→ **DATASET CONTENT**

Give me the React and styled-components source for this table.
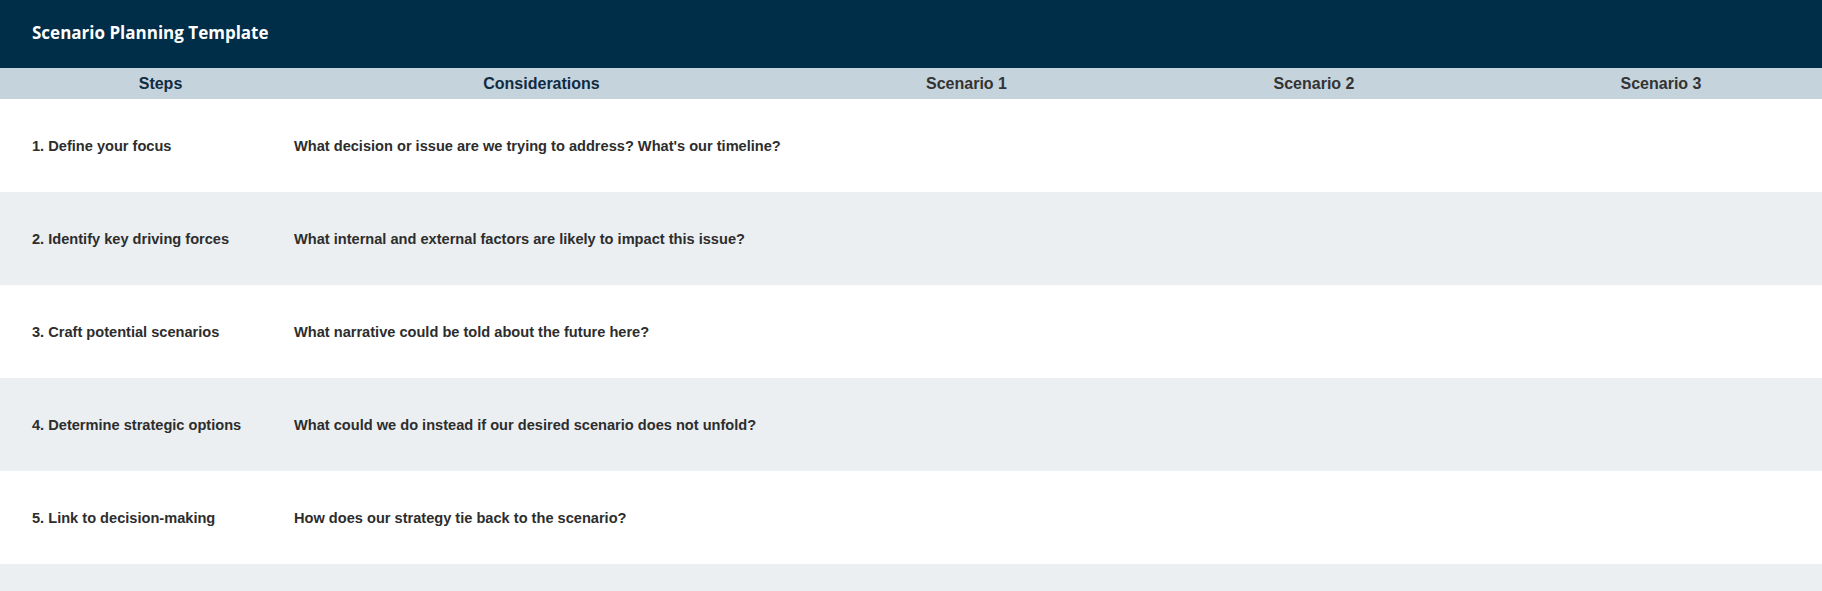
import React from "react";
import styled, { createGlobalStyle } from "styled-components";

const GlobalStyle = createGlobalStyle`
  html, body {
    margin: 0;
    padding: 0;
    background: #ffffff;
  }
  body {
    font-family: "Liberation Sans", Arial, sans-serif;
  }
`;

const Page = styled.div`
  width: 100%;
  height: 591px;
  overflow: hidden;
  background: #ffffff;
`;

const TitleBar = styled.div`
  height: 68px;
  background: #002d47;
  display: flex;
  align-items: center;
  padding: 0 0 4px 32px;
  box-sizing: border-box;
`;

const Title = styled.h1`
  margin: 0;
  font-family: "Open Sans", "Noto Sans", sans-serif;
  font-weight: 700;
  font-size: 17px;
  color: #ffffff;
`;

const Grid = styled.div`
  display: grid;
  grid-template-columns: 278px 527px 323px 372px 1fr;
`;

const HeadRow = styled(Grid)`
  height: 31px;
  background: #c5d3dc;
  align-items: center;
`;

const HeadCell = styled.div`
  text-align: center;
  font-size: 16px;
  font-weight: 700;
  color: ${(p) => (p.$muted ? "#333333" : "#0f2c43")};
  padding-left: ${(p) => (p.$first ? "43px" : "0")};
`;

const Row = styled(Grid)`
  height: 93px;
  align-items: center;
  background: ${(p) => (p.$alt ? "#ebeff2" : "#ffffff")};
`;

const Cell = styled.div`
  font-size: 14.6px;
  font-weight: 700;
  color: #2d2d2d;
  padding-left: ${(p) => (p.$first ? "32px" : "16px")};
`;

const steps = [
  ["1. Define your focus", "What decision or issue are we trying to address? What's our timeline?"],
  ["2. Identify key driving forces", "What internal and external factors are likely to impact this issue?"],
  ["3. Craft potential scenarios", "What narrative could be told about the future here?"],
  ["4. Determine strategic options", "What could we do instead if our desired scenario does not unfold?"],
  ["5. Link to decision-making", "How does our strategy tie back to the scenario?"],
  ["", ""],
];

export default function App() {
  return (
    <Page>
      <GlobalStyle />
      <TitleBar>
        <Title>Scenario Planning Template</Title>
      </TitleBar>
      <HeadRow>
        <HeadCell $first>Steps</HeadCell>
        <HeadCell>Considerations</HeadCell>
        <HeadCell $muted>Scenario 1</HeadCell>
        <HeadCell $muted>Scenario 2</HeadCell>
        <HeadCell $muted>Scenario 3</HeadCell>
      </HeadRow>
      {steps.map(([step, question], i) => (
        <Row key={i} $alt={i % 2 === 1}>
          <Cell $first>{step}</Cell>
          <Cell>{question}</Cell>
          <Cell />
          <Cell />
          <Cell />
        </Row>
      ))}
    </Page>
  );
}
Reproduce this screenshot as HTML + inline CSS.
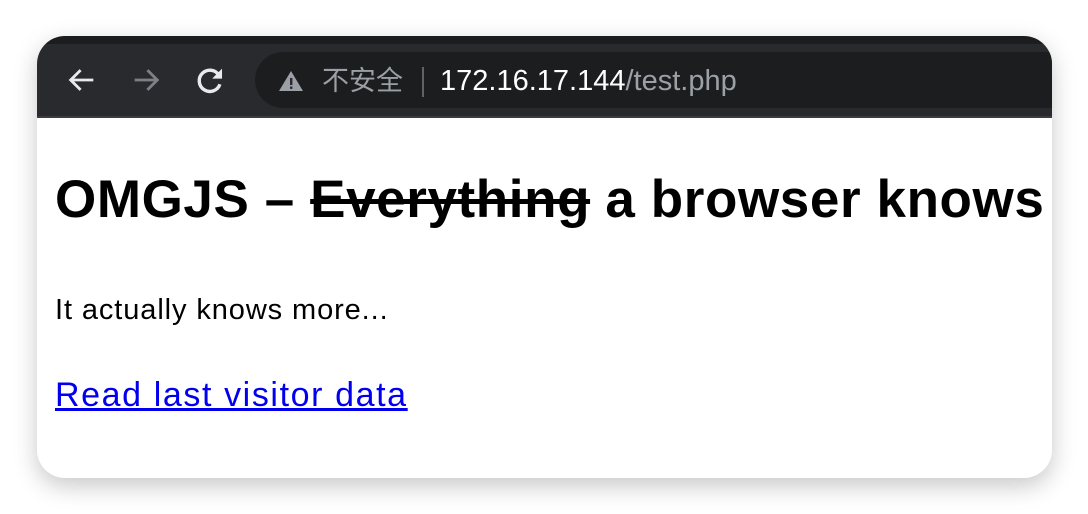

→ **DIRECTION**
In the material above, show every line where the word "styled" turns up.

→ **WRITTEN SOLUTION**
Give me the React and styled-components source for this table.
import styled, { createGlobalStyle } from "styled-components";
const Page = styled.div`
const TitleBar = styled.div`
const Title = styled.h1`
const Grid = styled.div`
const HeadRow = styled(Grid)`
const HeadCell = styled.div`
const Row = styled(Grid)`
const Cell = styled.div`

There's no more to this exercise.